On top of this you also have issues and logistics over where this will take place (who locks the school gates if its in schools? And when do the cleaners come in?).
If we are going to recruit thousands of people to do this, where are these people going to come from? Let me put it another way - who are these thousands of people who are going to be available between 3.30pm and 5pm who don't have jobs? Anyone who has kids and isn't working will either be keeping their own kids up to date (and therefore has no need of these classes and may indeed feel its not in the interests of their own kids to volunteer for a number of reasons) or if they are currently struggling with their own kids home learning, perhaps are not going to be the best people to be doing catch up classes. People who are inclined to volunteer already do so. How do you get free blood involved? From experience this is a question I'm yet to see a decent answer to - its always someone else's responsibility and you get the response 'I'm too busy', which makes people who DO volunteer laugh. The saying in our local community is that 'if you want something done, find a busy person', because no other fucker can be bothered to get off their arse and facilitate it and its damn near impossible to get new people involved.

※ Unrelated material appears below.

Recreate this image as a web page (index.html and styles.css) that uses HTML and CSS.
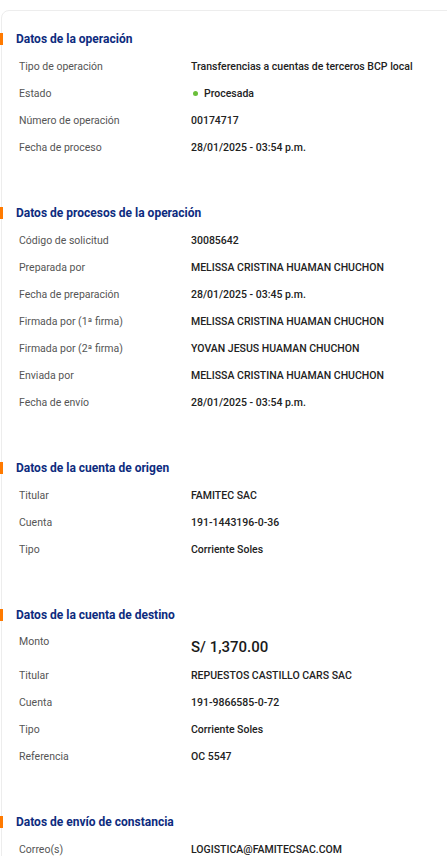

Finally the silent point on this is probably that this will fall on being the responsibility of women who have lost their jobs to sort...
The whole idea is little more than a fucking farce that will quickly die a death. Probably after a blaze of publicity and glory for politicians who will launch the scheme. It has no practical use or way to achieve the goal it is apparently trying to. Its not been remotely thought through. But it sounds nice in principle and looks good for headlines.
I do wonder if the people who think this is a bright idea, play any active role in educating their children - or see them between the hours of 3.30pm and 5pm.